We care more deeply than just wishing him professional success. We smile because he finds love and although we see his professional skill may be lacking we know that his heart is not lacking. He deserves happiness and he finds it and we are fulfilled.
We never make friends with Wiseau the way we made friends with Ed Wood because the facts just don't allow for a friendship. There is no trust or opening up and sharing with the audience. The real Tommy Wiseau has kept his origin a secret, the source of his money a secret, we know virtually nothing about him. And maybe that is the reason that The Disaster Artist lacks any real passion. How much can we feel for a person that we never really get to know, someone who never tells us the truth about who he is? How connected are we supposed to feel to someone who tries to keep the things that define him from us?

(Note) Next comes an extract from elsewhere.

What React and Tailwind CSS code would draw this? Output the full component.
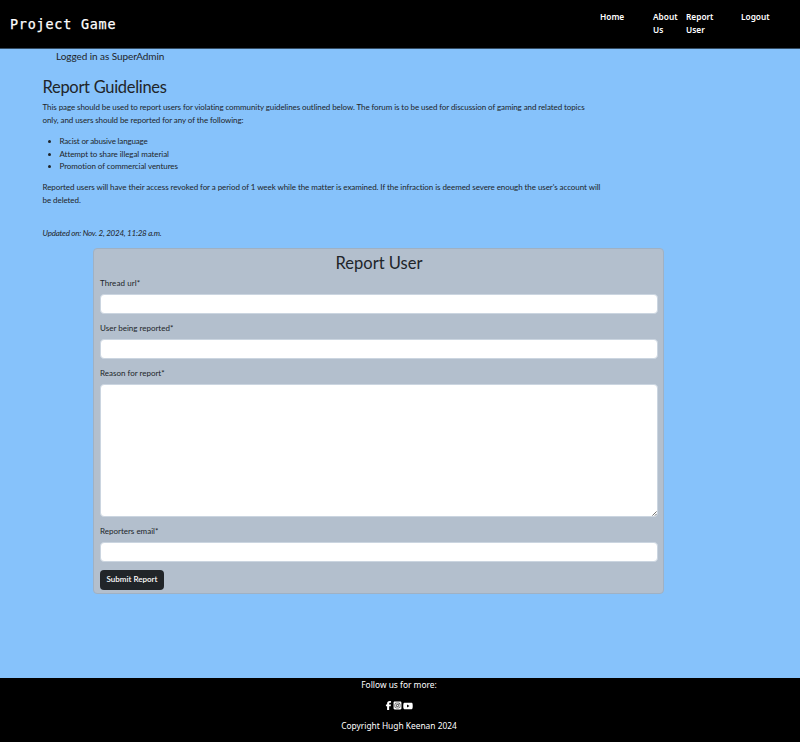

Perhaps if Tommy Wiseau comes to write a book and really open up and tell people where the 6 million dollars that financed The Room came from, maybe THAT would have been the time to make this movie. Maybe if he ever tells us what country he came from and what his life had been like and what hardships (if any) he had endured, maybe then we'll be given a true story worth listening to and maybe losing ourselves in for a little while. As it is we are left with nothing but a tale that is shallow, superficial, fluff, and meaningless. He wants to be famous, people tell him he never will be, and so he makes his own movie. We never learn anything personal about the main character and as a result we don't know if he's done anything to earn those things. Would we like him if we knew him? Would we want that same dream for him that he wants for himself? The film tells us nothing special, gives nothing but a superficial summary of events and simply changes the angle of the camera that was on the set of The Room It gave no more insight into their lives.
Reading a small article on Wiseau and/or The Room would give no less perspective that this unrevealing empty film.